What needs to be done> Can you transcribe the data exactly? Leave the pictures out.

Source data>
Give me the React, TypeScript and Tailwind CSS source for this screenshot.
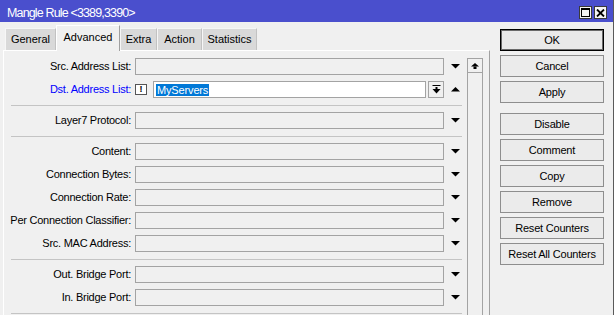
import React from "react";

const Down = () => (
  <svg width="9" height="5" viewBox="0 0 9 5">
    <polygon points="0,0 9,0 4.5,4.5" fill="#000" />
  </svg>
);
const Up = () => (
  <svg width="9" height="5" viewBox="0 0 9 5">
    <polygon points="0,4.5 9,4.5 4.5,0" fill="#000" />
  </svg>
);

function Label({ text, blue }: { text: string; blue?: boolean }) {
  return (
    <div
      className={`w-[127px] shrink-0 whitespace-nowrap text-right text-[11px] leading-[13px] tracking-[-0.25px] ${
        blue ? "text-[#0000ff]" : "text-black"
      }`}
    >
      {text}
    </div>
  );
}

function Row({ label }: { label: string }) {
  return (
    <div className="flex h-[23px] items-center">
      <Label text={label} />
      <div className="ml-[4px] h-[17px] w-[309px] border border-[#a3a3a3] bg-[#f0f0f0]" />
      <div className="flex w-[22px] justify-center">
        <Down />
      </div>
    </div>
  );
}

function Sep() {
  return (
    <div className="h-[8px] pt-[4px]">
      <div className="ml-[7px] h-px w-[451px] bg-[#c4c4c4]" />
    </div>
  );
}

function Btn({ text, def }: { text: string; def?: boolean }) {
  return (
    <div
      className={`flex h-[22px] w-[104px] items-center justify-center text-[11px] tracking-[-0.2px] text-black ${
        def
          ? "border border-black bg-[#e9e9e9] shadow-[inset_0_0_0_1px_#6a6a6a]"
          : "border border-[#8e8e8e] bg-[#ebebeb]"
      }`}
    >
      {text}
    </div>
  );
}

function Tab({ text, w, active }: { text: string; w: number; active?: boolean }) {
  if (active) {
    return (
      <div
        style={{ width: w }}
        className="relative z-10 -mb-px flex h-[26px] items-center justify-center border-l border-t border-r border-l-white border-t-white border-r-[#a0a0a0] bg-[#f0f0f0] pb-[3px] text-[11px] text-black"
      >
        {text}
      </div>
    );
  }
  return (
    <div
      style={{ width: w }}
      className="flex h-[22px] items-center justify-center border-l border-t border-r border-l-[#f6f6f6] border-t-[#f6f6f6] border-r-[#c2c2c2] bg-[#d9d9d9] text-[11px] text-black"
    >
      {text}
    </div>
  );
}

export default function App() {
  return (
    <div className="flex h-[315px] w-[614px] flex-col overflow-hidden border-r border-[#5a5a5a] bg-[#f0f0f0] font-['Liberation_Sans',Arial,sans-serif]">
      {/* Title bar */}
      <div className="flex h-[22px] shrink-0 items-start bg-[#4a4fcd]">
        <div className="pl-[7px] pt-[6px] text-[12.5px] leading-[15px] tracking-[-0.85px] text-white">
          Mangle Rule &lt;3389,3390&gt;
        </div>
        <div className="ml-auto mr-[6px] mt-[6px] flex gap-[2px]">
          <div className="flex h-[13px] w-[13px] items-center justify-center border border-[#3a3a3a] bg-[#f4f4f4]">
            <svg width="9" height="9" viewBox="0 0 9 9">
              <rect x="0.5" y="0.5" width="8" height="8" fill="none" stroke="#000" />
              <rect x="0" y="0" width="9" height="2" fill="#000" />
            </svg>
          </div>
          <div className="flex h-[13px] w-[13px] items-center justify-center border border-[#3a3a3a] bg-[#f4f4f4]">
            <svg width="9" height="8" viewBox="0 0 9 8">
              <path d="M1 0.5 L8 7.5 M8 0.5 L1 7.5" stroke="#000" strokeWidth="1.8" />
            </svg>
          </div>
        </div>
      </div>

      {/* Body */}
      <div className="flex min-h-0 flex-1">
        {/* Left: tabs + panel */}
        <div className="flex w-[490px] flex-col pl-[3px] pt-[3px]">
          <div className="flex h-[25px] items-end pl-[2px]">
            <Tab text="General" w={51} />
            <Tab text="Advanced" w={64} active />
            <Tab text="Extra" w={37} />
            <Tab text="Action" w={45} />
            <Tab text="Statistics" w={55} />
          </div>
          <div className="flex min-h-0 w-[487px] flex-1 border-l border-t border-r border-l-white border-t-white border-r-[#a0a0a0]">
            <div className="w-[463px] pt-[4px]">
              <Row label="Src. Address List:" />
              <div className="flex h-[23px] items-center">
                <Label text="Dst. Address List:" blue />
                <div className="ml-[4px] flex h-[11px] w-[12px] items-center justify-center border border-[#555] bg-white text-[9px] font-bold leading-none text-black">
                  !
                </div>
                <div className="ml-[6px] flex h-[17px] w-[273px] items-center border border-[#a3a3a3] bg-white pl-[2px]">
                  <span className="bg-[#0078d7] px-[1px] text-[11px] leading-[12px] tracking-[-0.15px] text-white">
                    MyServers
                  </span>
                </div>
                <div className="ml-[2px] flex h-[17px] w-[16px] items-center justify-center border border-[#a3a3a3] bg-[#f0f0f0]">
                  <svg width="9" height="9" viewBox="0 0 9 9">
                    <rect x="0.5" y="0" width="8" height="1" fill="#000" />
                    <rect x="3.5" y="2" width="2" height="2.5" fill="#000" />
                    <polygon points="0.5,4 8.5,4 4.5,8.5" fill="#000" />
                  </svg>
                </div>
                <div className="flex w-[22px] justify-center">
                  <Up />
                </div>
              </div>
              <Sep />
              <Row label="Layer7 Protocol:" />
              <Sep />
              <Row label="Content:" />
              <Row label="Connection Bytes:" />
              <Row label="Connection Rate:" />
              <Row label="Per Connection Classifier:" />
              <Row label="Src. MAC Address:" />
              <Sep />
              <Row label="Out. Bridge Port:" />
              <Row label="In. Bridge Port:" />
              <Sep />
            </div>
            {/* scrollbar */}
            <div className="mt-[7px] flex w-[16px] flex-col">
              <div className="flex h-[15px] items-center justify-center border border-[#a3a3a3] bg-[#f0f0f0]">
                <svg width="8" height="6" viewBox="0 0 8 6">
                  <polygon points="4,0 8,3.5 0,3.5" fill="#000" />
                  <rect x="2.5" y="3.5" width="3" height="2.5" fill="#000" />
                </svg>
              </div>
              <div className="flex-1 border-x border-[#a3a3a3] bg-[#f0f0f0]" />
            </div>
          </div>
        </div>

        {/* Right: buttons */}
        <div className="ml-[10px] flex w-[104px] flex-col pt-[7px]">
          <div className="flex flex-col gap-[4px]">
            <Btn text="OK" def />
            <Btn text="Cancel" />
            <Btn text="Apply" />
          </div>
          <div className="mt-[10px] flex flex-col gap-[4px]">
            <Btn text="Disable" />
            <Btn text="Comment" />
            <Btn text="Copy" />
            <Btn text="Remove" />
            <Btn text="Reset Counters" />
            <Btn text="Reset All Counters" />
          </div>
        </div>
      </div>
    </div>
  );
}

Exercise output>
Give me the React, TypeScript and Tailwind CSS source for this screenshot.
import React from "react";

const Down = () => (
  <svg width="9" height="5" viewBox="0 0 9 5">
    <polygon points="0,0 9,0 4.5,4.5" fill="#000" />
  </svg>
);
const Up = () => (
  <svg width="9" height="5" viewBox="0 0 9 5">
    <polygon points="0,4.5 9,4.5 4.5,0" fill="#000" />
  </svg>
);

function Label({ text, blue }: { text: string; blue?: boolean }) {
  return (
    <div
      className={`w-[127px] shrink-0 whitespace-nowrap text-right text-[11px] leading-[13px] tracking-[-0.25px] ${
        blue ? "text-[#0000ff]" : "text-black"
      }`}
    >
      {text}
    </div>
  );
}

function Row({ label }: { label: string }) {
  return (
    <div className="flex h-[23px] items-center">
      <Label text={label} />
      <div className="ml-[4px] h-[17px] w-[309px] border border-[#a3a3a3] bg-[#f0f0f0]" />
      <div className="flex w-[22px] justify-center">
        <Down />
      </div>
    </div>
  );
}

function Sep() {
  return (
    <div className="h-[8px] pt-[4px]">
      <div className="ml-[7px] h-px w-[451px] bg-[#c4c4c4]" />
    </div>
  );
}

function Btn({ text, def }: { text: string; def?: boolean }) {
  return (
    <div
      className={`flex h-[22px] w-[104px] items-center justify-center text-[11px] tracking-[-0.2px] text-black ${
        def
          ? "border border-black bg-[#e9e9e9] shadow-[inset_0_0_0_1px_#6a6a6a]"
          : "border border-[#8e8e8e] bg-[#ebebeb]"
      }`}
    >
      {text}
    </div>
  );
}

function Tab({ text, w, active }: { text: string; w: number; active?: boolean }) {
  if (active) {
    return (
      <div
        style={{ width: w }}
        className="relative z-10 -mb-px flex h-[26px] items-center justify-center border-l border-t border-r border-l-white border-t-white border-r-[#a0a0a0] bg-[#f0f0f0] pb-[3px] text-[11px] text-black"
      >
        {text}
      </div>
    );
  }
  return (
    <div
      style={{ width: w }}
      className="flex h-[22px] items-center justify-center border-l border-t border-r border-l-[#f6f6f6] border-t-[#f6f6f6] border-r-[#c2c2c2] bg-[#d9d9d9] text-[11px] text-black"
    >
      {text}
    </div>
  );
}

export default function App() {
  return (
    <div className="flex h-[315px] w-[614px] flex-col overflow-hidden border-r border-[#5a5a5a] bg-[#f0f0f0] font-['Liberation_Sans',Arial,sans-serif]">
      {/* Title bar */}
      <div className="flex h-[22px] shrink-0 items-start bg-[#4a4fcd]">
        <div className="pl-[7px] pt-[6px] text-[12.5px] leading-[15px] tracking-[-0.85px] text-white">
          Mangle Rule &lt;3389,3390&gt;
        </div>
        <div className="ml-auto mr-[6px] mt-[6px] flex gap-[2px]">
          <div className="flex h-[13px] w-[13px] items-center justify-center border border-[#3a3a3a] bg-[#f4f4f4]">
            <svg width="9" height="9" viewBox="0 0 9 9">
              <rect x="0.5" y="0.5" width="8" height="8" fill="none" stroke="#000" />
              <rect x="0" y="0" width="9" height="2" fill="#000" />
            </svg>
          </div>
          <div className="flex h-[13px] w-[13px] items-center justify-center border border-[#3a3a3a] bg-[#f4f4f4]">
            <svg width="9" height="8" viewBox="0 0 9 8">
              <path d="M1 0.5 L8 7.5 M8 0.5 L1 7.5" stroke="#000" strokeWidth="1.8" />
            </svg>
          </div>
        </div>
      </div>

      {/* Body */}
      <div className="flex min-h-0 flex-1">
        {/* Left: tabs + panel */}
        <div className="flex w-[490px] flex-col pl-[3px] pt-[3px]">
          <div className="flex h-[25px] items-end pl-[2px]">
            <Tab text="General" w={51} />
            <Tab text="Advanced" w={64} active />
            <Tab text="Extra" w={37} />
            <Tab text="Action" w={45} />
            <Tab text="Statistics" w={55} />
          </div>
          <div className="flex min-h-0 w-[487px] flex-1 border-l border-t border-r border-l-white border-t-white border-r-[#a0a0a0]">
            <div className="w-[463px] pt-[4px]">
              <Row label="Src. Address List:" />
              <div className="flex h-[23px] items-center">
                <Label text="Dst. Address List:" blue />
                <div className="ml-[4px] flex h-[11px] w-[12px] items-center justify-center border border-[#555] bg-white text-[9px] font-bold leading-none text-black">
                  !
                </div>
                <div className="ml-[6px] flex h-[17px] w-[273px] items-center border border-[#a3a3a3] bg-white pl-[2px]">
                  <span className="bg-[#0078d7] px-[1px] text-[11px] leading-[12px] tracking-[-0.15px] text-white">
                    MyServers
                  </span>
                </div>
                <div className="ml-[2px] flex h-[17px] w-[16px] items-center justify-center border border-[#a3a3a3] bg-[#f0f0f0]">
                  <svg width="9" height="9" viewBox="0 0 9 9">
                    <rect x="0.5" y="0" width="8" height="1" fill="#000" />
                    <rect x="3.5" y="2" width="2" height="2.5" fill="#000" />
                    <polygon points="0.5,4 8.5,4 4.5,8.5" fill="#000" />
                  </svg>
                </div>
                <div className="flex w-[22px] justify-center">
                  <Up />
                </div>
              </div>
              <Sep />
              <Row label="Layer7 Protocol:" />
              <Sep />
              <Row label="Content:" />
              <Row label="Connection Bytes:" />
              <Row label="Connection Rate:" />
              <Row label="Per Connection Classifier:" />
              <Row label="Src. MAC Address:" />
              <Sep />
              <Row label="Out. Bridge Port:" />
              <Row label="In. Bridge Port:" />
              <Sep />
            </div>
            {/* scrollbar */}
            <div className="mt-[7px] flex w-[16px] flex-col">
              <div className="flex h-[15px] items-center justify-center border border-[#a3a3a3] bg-[#f0f0f0]">
                <svg width="8" height="6" viewBox="0 0 8 6">
                  <polygon points="4,0 8,3.5 0,3.5" fill="#000" />
                  <rect x="2.5" y="3.5" width="3" height="2.5" fill="#000" />
                </svg>
              </div>
              <div className="flex-1 border-x border-[#a3a3a3] bg-[#f0f0f0]" />
            </div>
          </div>
        </div>

        {/* Right: buttons */}
        <div className="ml-[10px] flex w-[104px] flex-col pt-[7px]">
          <div className="flex flex-col gap-[4px]">
            <Btn text="OK" def />
            <Btn text="Cancel" />
            <Btn text="Apply" />
          </div>
          <div className="mt-[10px] flex flex-col gap-[4px]">
            <Btn text="Disable" />
            <Btn text="Comment" />
            <Btn text="Copy" />
            <Btn text="Remove" />
            <Btn text="Reset Counters" />
            <Btn text="Reset All Counters" />
          </div>
        </div>
      </div>
    </div>
  );
}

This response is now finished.